In their 2019 Nature Biotechnology paper, Song, Schuster-Boeckler and their colleagues detailed a novel method for mapping DNA methylation. Called TET-assisted pyridine borane sequencing—TAPS for short—it’s less damaging and more efficient than the previous gold standard for mapping 5mC and 5hmC modifications in the genome. Biologists had relied on that method, bisulfite sequencing, for decades. But the approach is extremely destructive, degrading as much as 99% of the DNA in samples. This makes it unsuitable for analyzing cell-free DNA, which is only present in minute amounts in blood.
Bisulfite sequencing can only detect 5mC and 5hmC indirectly, by selectively converting unmodified cytosine to another base, uracil (which is not found in DNA but only used by cells to transcribe genetic information into RNA).

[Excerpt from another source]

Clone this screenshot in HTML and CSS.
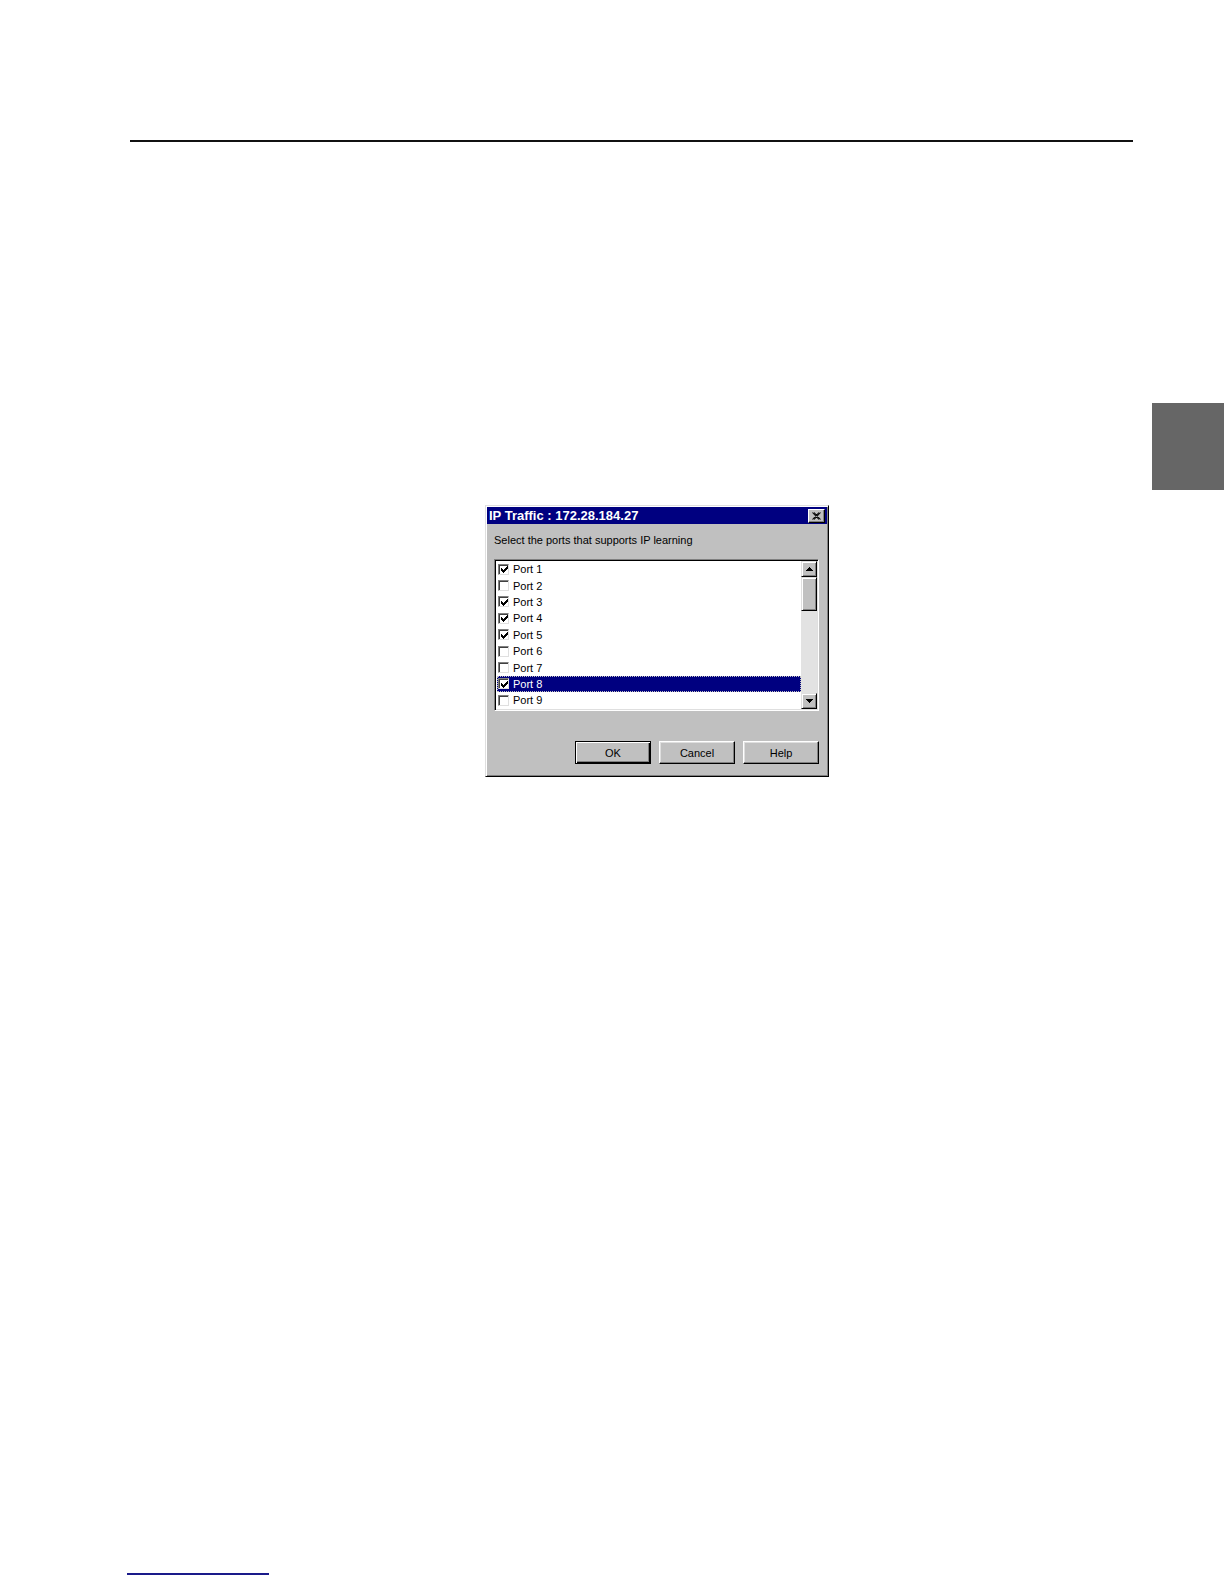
FILE: index.html
```html
<!DOCTYPE html>
<html>
<head>
<meta charset="utf-8">
<link rel="stylesheet" href="styles.css">
</head>
<body>
<div class="page">
  <div class="rule"></div>
  <div class="tab-row"><div class="tab"></div></div>
  <div class="dialog">
    <div class="titlebar">
      <span class="title">IP Traffic : 172.28.184.27</span>
      <span class="close"><svg width="9" height="8" viewBox="0 0 9 8"><path d="M0.5 0.5 L7 7.5 M2 0.5 L8.5 7.5 M7 0.5 L0.5 7.5 M8.5 0.5 L2 7.5" stroke="#000" stroke-width="1.1" fill="none"/></svg></span>
    </div>
    <div class="body">
      <div class="label">Select the ports that supports IP learning</div>
      <div class="listbox">
        <div class="items">
          <div class="item"><span class="cb"><svg class="ck" width="7" height="7" viewBox="0 0 7 7"><path d="M6 0h1v1h-1zM5 1h2v1h-2zM0 2h1v1h-1zM4 2h3v1h-3zM0 3h2v1h-2zM3 3h3v1h-3zM0 4h5v1h-5zM1 5h3v1h-3zM2 6h1v1h-1z" fill="#000"/></svg></span><span class="txt">Port 1</span></div>
          <div class="item"><span class="cb"></span><span class="txt">Port 2</span></div>
          <div class="item"><span class="cb"><svg class="ck" width="7" height="7" viewBox="0 0 7 7"><path d="M6 0h1v1h-1zM5 1h2v1h-2zM0 2h1v1h-1zM4 2h3v1h-3zM0 3h2v1h-2zM3 3h3v1h-3zM0 4h5v1h-5zM1 5h3v1h-3zM2 6h1v1h-1z" fill="#000"/></svg></span><span class="txt">Port 3</span></div>
          <div class="item"><span class="cb"><svg class="ck" width="7" height="7" viewBox="0 0 7 7"><path d="M6 0h1v1h-1zM5 1h2v1h-2zM0 2h1v1h-1zM4 2h3v1h-3zM0 3h2v1h-2zM3 3h3v1h-3zM0 4h5v1h-5zM1 5h3v1h-3zM2 6h1v1h-1z" fill="#000"/></svg></span><span class="txt">Port 4</span></div>
          <div class="item"><span class="cb"><svg class="ck" width="7" height="7" viewBox="0 0 7 7"><path d="M6 0h1v1h-1zM5 1h2v1h-2zM0 2h1v1h-1zM4 2h3v1h-3zM0 3h2v1h-2zM3 3h3v1h-3zM0 4h5v1h-5zM1 5h3v1h-3zM2 6h1v1h-1z" fill="#000"/></svg></span><span class="txt">Port 5</span></div>
          <div class="item"><span class="cb"></span><span class="txt">Port 6</span></div>
          <div class="item"><span class="cb"></span><span class="txt">Port 7</span></div>
          <div class="item selected"><span class="cb"><svg class="ck" width="7" height="7" viewBox="0 0 7 7"><path d="M6 0h1v1h-1zM5 1h2v1h-2zM0 2h1v1h-1zM4 2h3v1h-3zM0 3h2v1h-2zM3 3h3v1h-3zM0 4h5v1h-5zM1 5h3v1h-3zM2 6h1v1h-1z" fill="#000"/></svg></span><span class="txt">Port 8</span></div>
          <div class="item"><span class="cb"></span><span class="txt">Port 9</span></div>
        </div>
        <div class="scrollbar">
          <div class="sbtn"><svg width="7" height="4" viewBox="0 0 7 4"><path d="M3 0h1v1h-1zM2 1h3v1h-3zM1 2h5v1h-5zM0 3h7v1h-7z" fill="#000"/></svg></div>
          <div class="thumb"></div>
          <div class="track"></div>
          <div class="sbtn"><svg width="7" height="4" viewBox="0 0 7 4"><path d="M0 0h7v1h-7zM1 1h5v1h-5zM2 2h3v1h-3zM3 3h1v1h-1z" fill="#000"/></svg></div>
        </div>
      </div>
      <div class="buttons">
        <div class="btn default"><span>OK</span></div>
        <div class="btn"><span>Cancel</span></div>
        <div class="btn"><span>Help</span></div>
      </div>
    </div>
  </div>
  <div class="footline"></div>
</div>
</body>
</html>
```

FILE: styles.css
```css
html, body {
  margin: 0;
  padding: 0;
  background: #fff;
}
.page {
  width: 1224px;
  height: 1584px;
  overflow: hidden;
  font-family: "Liberation Sans", Arial, sans-serif;
}
.rule {
  margin: 140px 0 0 130px;
  width: 1003px;
  height: 2px;
  background: #111;
}
.tab-row {
  display: flex;
  justify-content: flex-end;
  margin-top: 261px;
}
.tab {
  width: 72px;
  height: 87px;
  background: #666666;
}
.dialog {
  margin: 15px 0 0 485px;
  width: 344px;
  height: 272px;
  box-sizing: border-box;
  background: #c0c0c0;
  border: 1px solid;
  border-color: #dfdfdf #000 #000 #dfdfdf;
  box-shadow: inset 1px 1px #fff, inset -1px -1px #808080;
  padding: 1px;
}
.titlebar {
  height: 17px;
  background: #000080;
  display: flex;
  align-items: center;
  justify-content: space-between;
  padding: 0 2px 0 2px;
}
.title {
  color: #fff;
  font-weight: bold;
  font-size: 13px;
  line-height: 17px;
}
.close {
  width: 17px;
  height: 14px;
  box-sizing: border-box;
  background: #c0c0c0;
  border: 1px solid;
  border-color: #fff #000 #000 #fff;
  box-shadow: inset -1px -1px #808080;
  display: flex;
  align-items: center;
  justify-content: center;
}
.body {
  padding: 0 8px 0 7px;
}
.label {
  margin-top: 9px;
  font-size: 11px;
  line-height: 14px;
  color: #000;
}
.listbox {
  margin-top: 12px;
  height: 152px;
  box-sizing: border-box;
  border: 1px solid;
  border-color: #808080 #fff #fff #808080;
  box-shadow: inset 1px 1px #000, inset -1px -1px #dfdfdf;
  padding: 1px;
  background: #fff;
  display: flex;
}
.items {
  flex: 1;
  padding-left: 1px;
}
.item {
  height: 16.4px;
  display: flex;
  align-items: center;
  font-size: 11px;
  color: #000;
  box-sizing: border-box;
  padding-left: 1px;
}
.item.selected {
  background: #000080;
  color: #fff;
  outline: 1px dotted #c0c0c0;
  outline-offset: -1px;
}
.cb {
  width: 11px;
  height: 11px;
  box-sizing: border-box;
  background: #fff;
  border: 1px solid;
  border-color: #808080 #dfdfdf #dfdfdf #808080;
  box-shadow: inset 1px 1px #404040;
  display: flex;
  align-items: center;
  justify-content: center;
  padding: 1px 0 0 1px;
  flex: none;
}
.ck {
  display: block;
}
.txt {
  margin-left: 4px;
  line-height: 14px;
}
.scrollbar {
  width: 16px;
  display: flex;
  flex-direction: column;
  flex: none;
}
.sbtn, .thumb {
  box-sizing: border-box;
  background: #c0c0c0;
  border: 1px solid;
  border-color: #dfdfdf #000 #000 #dfdfdf;
  box-shadow: inset 1px 1px #fff, inset -1px -1px #808080;
}
.sbtn {
  height: 16px;
  display: flex;
  align-items: center;
  justify-content: center;
  flex: none;
}
.thumb {
  height: 34px;
  flex: none;
}
.track {
  flex: 1;
  background: #e2e2e2;
}
.buttons {
  margin-top: 30px;
  display: flex;
  justify-content: flex-end;
  gap: 8px;
}
.btn {
  width: 76px;
  height: 23px;
  box-sizing: border-box;
  background: #c0c0c0;
  border: 1px solid;
  border-color: #fff #000 #000 #fff;
  box-shadow: inset -1px -1px #808080, inset 1px 1px #dfdfdf;
  display: flex;
  align-items: center;
  justify-content: center;
  font-size: 11px;
  color: #000;
}
.btn.default {
  border: 1px solid #000;
  box-shadow: inset 1px 1px #fff, inset -1px -1px #000, inset -2px -2px #808080;
}
.footline {
  margin: 796px 0 0 127px;
  width: 142px;
  height: 2px;
  background: #1a1a8a;
}
```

This approach is not only inefficient, it also complicates the computational analysis of the data.
TAPS is a two-step process that uses an enzyme called TET to gently convert 5mC and 5hmC to a third modification, 5-carboxylcytosine (5caC), which is then converted to thymine—a DNA base that can be read by ordinary sequencing machines. The Ludwig researchers demonstrated that TAPS can generate more accurate epigenetic sequencing data at a lower cost. They also developed two variations of the technique—TAPS-Beta and CAPS—which can be used to detect 5mC or 5hmC, respectively.

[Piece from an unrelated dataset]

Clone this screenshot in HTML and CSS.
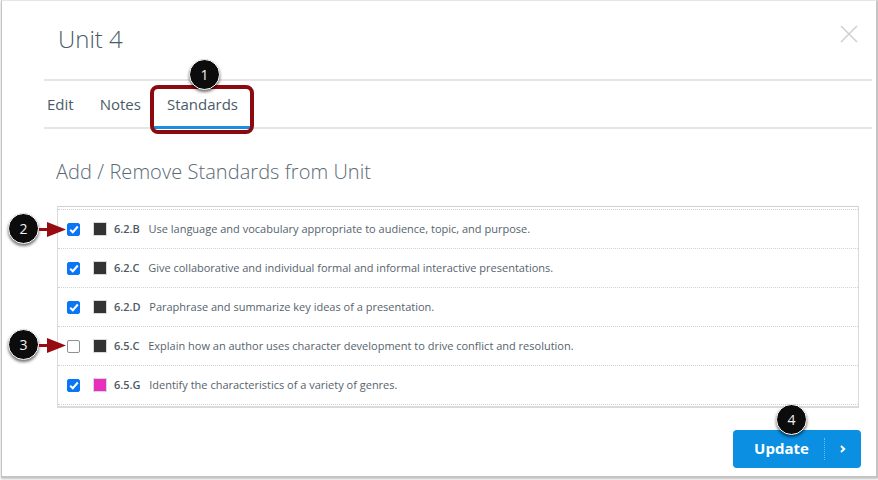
FILE: index.html
```html
<!DOCTYPE html>
<html lang="en">
<head>
<meta charset="utf-8">
<title>Unit 4</title>
<link rel="stylesheet" href="styles.css">
</head>
<body>
<div class="modal">
  <header class="head">
    <h1 class="title">Unit 4</h1>
    <svg class="close" width="18" height="18" viewBox="0 0 18 18"><path d="M1 1 L17 17 M17 1 L1 17" stroke="#cfd2d3" stroke-width="1.6" fill="none"/></svg>
  </header>
  <nav class="tabs">
    <span class="tab">Edit</span>
    <span class="tab">Notes</span>
    <span class="tab active">Standards</span>
  </nav>
  <h2 class="section">Add / Remove Standards from Unit</h2>
  <div class="list">
    <div class="row"><span class="check on"><svg width="10" height="9" viewBox="0 0 10 9"><path d="M1.2 4.8 L3.8 7.2 L8.8 1.5" stroke="#fff" stroke-width="2" fill="none"/></svg></span><span class="swatch dark"></span><b class="code">6.2.B</b><span class="text">Use language and vocabulary appropriate to audience, topic, and purpose.</span></div>
    <div class="row"><span class="check on"><svg width="10" height="9" viewBox="0 0 10 9"><path d="M1.2 4.8 L3.8 7.2 L8.8 1.5" stroke="#fff" stroke-width="2" fill="none"/></svg></span><span class="swatch dark"></span><b class="code">6.2.C</b><span class="text">Give collaborative and individual formal and informal interactive presentations.</span></div>
    <div class="row"><span class="check on"><svg width="10" height="9" viewBox="0 0 10 9"><path d="M1.2 4.8 L3.8 7.2 L8.8 1.5" stroke="#fff" stroke-width="2" fill="none"/></svg></span><span class="swatch dark"></span><b class="code">6.2.D</b><span class="text">Paraphrase and summarize key ideas of a presentation.</span></div>
    <div class="row"><span class="check"></span><span class="swatch dark"></span><b class="code">6.5.C</b><span class="text">Explain how an author uses character development to drive conflict and resolution.</span></div>
    <div class="row"><span class="check on"><svg width="10" height="9" viewBox="0 0 10 9"><path d="M1.2 4.8 L3.8 7.2 L8.8 1.5" stroke="#fff" stroke-width="2" fill="none"/></svg></span><span class="swatch pink"></span><b class="code">6.5.G</b><span class="text">Identify the characteristics of a variety of genres.</span></div>
  </div>
  <footer class="foot">
    <button class="update"><span class="update-label">Update</span><span class="update-icon"><svg width="6" height="8" viewBox="0 0 6 8"><path d="M1 1 L4.2 4 L1 7" stroke="#fff" stroke-width="2" fill="none"/></svg></span></button>
  </footer>
</div>

<div class="highlight"></div>
<span class="badge b1">1</span>
<span class="badge b2">2</span>
<span class="badge b3">3</span>
<span class="badge b4">4</span>
<svg class="arrow a2" width="28" height="15" viewBox="0 0 28 15"><path d="M0 6 H8 V0 L27 7.5 L8 15 V9 H0 Z" fill="#960c12"/></svg>
<svg class="arrow a3" width="28" height="15" viewBox="0 0 28 15"><path d="M0 6 H8 V0 L27 7.5 L8 15 V9 H0 Z" fill="#960c12"/></svg>
</body>
</html>
```
FILE: styles.css
```css
* { box-sizing: border-box; }
html, body { margin: 0; padding: 0; background: #fff; }
body {
  width: 878px;
  height: 480px;
  overflow: hidden;
  position: relative;
  font-family: "Open Sans", sans-serif;
}
.modal {
  width: 877px;
  height: 478px;
  margin-left: 1px;
  background: #fff;
  border-style: solid;
  border-color: #e6e6e6 #c4c4c4 #c4c4c4 #c4c4c4;
  border-width: 1px 2px 2px 1px;
  box-shadow: 0 1px 2px rgba(0,0,0,.25);
  display: flex;
  flex-direction: column;
  padding: 0 4px 0 42px;
}
.head {
  height: 80px;
  display: flex;
  justify-content: space-between;
  align-items: flex-start;
  border-bottom: 2px solid #e3e5e6;
}
.title {
  margin: 21px 0 0 14px;
  font-size: 24px;
  line-height: 33px;
  font-weight: 300;
  color: #4a5b68;
}
.close { margin: 24px 14px 0 0; }
.tabs {
  height: 48px;
  display: flex;
  border-bottom: 2px solid #e3e5e6;
  padding-left: 3px;
}
.tab {
  font-size: 15px;
  line-height: 20px;
  color: #4a5b68;
  padding-top: 13px;
  margin-right: 26px;
}
.tab.active {
  padding: 13px 13px 0;
  margin-left: -13px;
  height: 48px;
  border-bottom: 3px solid #1a8fe0;
}
.section {
  margin: 29px 0 0 12px;
  font-size: 20px;
  line-height: 27px;
  font-weight: 300;
  letter-spacing: .06px;
  color: #5a6a75;
}
.list {
  margin: 21px 13px 0 13px;
  height: 202px;
  border-style: solid;
  border-color: #cfd1d2 #d9dbdc #d9dbdc;
  border-width: 1px 1px 2px 1px;
  padding-top: 2px;
}
.row {
  height: 39px;
  display: flex;
  align-items: center;
  border-bottom: 1px dotted #cfd1d2;
  padding-left: 9px;
  font-size: 11px;
  color: #56636d;
}
.row:first-child {
  height: 40px;
  border-top: 1px dotted #cfd1d2;
}
.check {
  width: 13px;
  height: 13px;
  border-radius: 2px;
  border: 1px solid #8d9196;
  background: #fff;
  display: flex;
  align-items: center;
  justify-content: center;
  flex: none;
  margin-top: 1px;
}
.check.on { background: #0b76f5; border-color: #0b76f5; }
.swatch {
  width: 14px;
  height: 14px;
  margin-left: 13px;
  border: 1px solid #d8d8d8;
  flex: none;
}
.swatch.dark { background: #333; }
.swatch.pink { background: #e92dbd; }
.code {
  margin: 0 8.6px 2px 7px;
  font-weight: 600;
  color: #4d5a64;
}
.text { margin-bottom: 2px; }
.foot {
  display: flex;
  justify-content: flex-end;
  padding: 22px 11px 0 0;
}
.update {
  width: 128px;
  height: 38px;
  border: 0;
  border-radius: 4px;
  background: #0a8fe3;
  color: #fff;
  font-family: "Open Sans", sans-serif;
  font-weight: 700;
  font-size: 15px;
  padding: 0;
  display: flex;
  align-items: center;
}
.update-label { width: 91px; padding: 0 0 2px 6px; text-align: center; }
.update-icon {
  width: 37px;
  height: 22px;
  border-left: 1px dotted #6cbcf0;
  display: flex;
  align-items: center;
  justify-content: center;
}
.highlight {
  position: absolute;
  left: 150px;
  top: 85px;
  width: 104px;
  height: 49px;
  border: 4px solid #8b0a10;
  border-radius: 8px;
}
.badge {
  position: absolute;
  width: 31px;
  height: 31px;
  border-radius: 50%;
  background: #0c0c0c;
  border: 1px solid #fff;
  color: #f2f2f2;
  font-size: 14px;
  line-height: 29px;
  text-align: center;
  box-shadow: 0 2px 3px rgba(0,0,0,.55);
}
.b1 { left: 189px; top: 59px; }
.b2 { left: 8px; top: 213px; }
.b3 { left: 8px; top: 329px; }
.b4 { left: 776px; top: 404px; }
.arrow { position: absolute; left: 39px; }
.a2 { top: 222px; }
.a3 { top: 338px; }
```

One run, two types of data
Song believes TAPS can replace bisulfate sequencing as the new standard in DNA epigenetic sequencing, and his group is now adapting the technique for various clinical and basic research applications. For example, they are exploring how TAPS might be used to perform single-cell epigenetic sequencing to study biologically significant differences between cell-types within tumors.

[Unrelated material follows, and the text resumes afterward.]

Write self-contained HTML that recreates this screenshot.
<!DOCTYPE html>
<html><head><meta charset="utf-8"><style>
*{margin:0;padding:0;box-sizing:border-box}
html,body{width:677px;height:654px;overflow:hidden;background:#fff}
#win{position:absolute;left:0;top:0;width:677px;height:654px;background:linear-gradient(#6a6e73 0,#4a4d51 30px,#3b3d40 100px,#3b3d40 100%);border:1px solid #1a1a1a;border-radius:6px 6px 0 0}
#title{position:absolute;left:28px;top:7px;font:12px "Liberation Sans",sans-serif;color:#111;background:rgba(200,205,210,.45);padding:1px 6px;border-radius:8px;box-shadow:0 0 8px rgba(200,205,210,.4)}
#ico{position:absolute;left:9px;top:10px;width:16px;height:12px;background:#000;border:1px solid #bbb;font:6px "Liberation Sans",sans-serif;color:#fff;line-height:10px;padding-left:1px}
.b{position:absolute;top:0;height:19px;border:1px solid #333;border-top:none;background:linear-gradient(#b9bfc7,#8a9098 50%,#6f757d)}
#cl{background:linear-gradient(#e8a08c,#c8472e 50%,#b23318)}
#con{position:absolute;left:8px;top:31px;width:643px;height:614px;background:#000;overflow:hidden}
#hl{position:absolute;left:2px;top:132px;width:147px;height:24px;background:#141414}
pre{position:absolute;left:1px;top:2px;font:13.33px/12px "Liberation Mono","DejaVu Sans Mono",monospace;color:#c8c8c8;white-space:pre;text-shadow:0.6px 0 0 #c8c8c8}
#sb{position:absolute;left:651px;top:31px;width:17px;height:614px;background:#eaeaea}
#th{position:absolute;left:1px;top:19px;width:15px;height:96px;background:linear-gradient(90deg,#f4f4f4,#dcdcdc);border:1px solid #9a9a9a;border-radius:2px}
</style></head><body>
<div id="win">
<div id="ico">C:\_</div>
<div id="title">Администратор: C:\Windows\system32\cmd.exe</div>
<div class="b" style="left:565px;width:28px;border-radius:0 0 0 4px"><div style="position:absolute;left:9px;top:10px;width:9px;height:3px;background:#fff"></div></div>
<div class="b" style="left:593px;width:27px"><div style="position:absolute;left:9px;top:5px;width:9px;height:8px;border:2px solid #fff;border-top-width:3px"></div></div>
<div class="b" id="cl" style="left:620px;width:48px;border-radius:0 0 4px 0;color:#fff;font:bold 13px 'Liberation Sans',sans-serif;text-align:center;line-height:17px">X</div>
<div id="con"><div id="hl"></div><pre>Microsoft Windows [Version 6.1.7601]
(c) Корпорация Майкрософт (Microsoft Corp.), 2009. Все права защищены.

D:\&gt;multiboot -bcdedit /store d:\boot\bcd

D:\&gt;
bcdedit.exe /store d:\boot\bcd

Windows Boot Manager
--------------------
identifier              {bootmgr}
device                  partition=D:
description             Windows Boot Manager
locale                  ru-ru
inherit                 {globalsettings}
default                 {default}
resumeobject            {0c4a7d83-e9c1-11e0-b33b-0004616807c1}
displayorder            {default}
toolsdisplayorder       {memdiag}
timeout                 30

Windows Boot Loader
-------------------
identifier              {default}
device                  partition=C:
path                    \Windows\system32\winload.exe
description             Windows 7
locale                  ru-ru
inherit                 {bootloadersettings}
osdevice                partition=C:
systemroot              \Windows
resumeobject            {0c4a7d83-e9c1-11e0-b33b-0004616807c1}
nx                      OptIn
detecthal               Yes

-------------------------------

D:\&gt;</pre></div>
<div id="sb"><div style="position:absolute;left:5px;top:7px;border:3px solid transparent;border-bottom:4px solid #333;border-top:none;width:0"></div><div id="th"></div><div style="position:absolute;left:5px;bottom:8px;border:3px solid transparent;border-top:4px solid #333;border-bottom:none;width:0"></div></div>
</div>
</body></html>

In March, Song’s group published a paper in Genome Biology describing how TAPS could be combined with other technologies to perform long-read epigenetic sequencing. Until recently, TAPS had only been used to read DNA sequences just a few hundred base pairs long. “In some parts of the genome, where you have repetitive regions and genome rearrangements, this kind of sequencing does not work very well,” Song says.
But so-called third-generation sequencing technologies are able to read DNA sequences numbering tens of thousands of base pairs in length. “We’ve shown it’s possible to combine TAPS with third-generation technologies so we can do long-read epigenetic sequencing as well,” Song says.
This combination opens up new research possibilities. Not only will it allow researchers to map previously unmappable stretches of the epigenome, it will also enable them to study allele-specific methylations more easily. “Humans are diploid, meaning we inherit a genome from dad and a genome from mom,” Song explains. “With conventional sequencing technologies, it’s very difficult to distinguish between the two copies because they are so similar. But with long-read sequencing, we can actually distinguish between paternal and maternal genomes.”
Song believes scientists have only scratched the surface of what TAPS can do. He and Schuster-Boeckler are now exploring a way to collect both genetic and epigenetic information using TAPS. “If you remove the changes to the genome made by the TAPS chemistry and then use the dataset like you would normal whole-genome sequencing, you could use it for genotyping to identify mutations in cancer,” Schuster-Boeckler says.
The goal is to obtain, simultaneously, from one TAPS run, information about not only where the mutations are, but also about the epigenetic state of a sample.
“People and companies are now realizing that having just the genetic information is no longer enough,” Song says. “You need the epigenetic data as well.”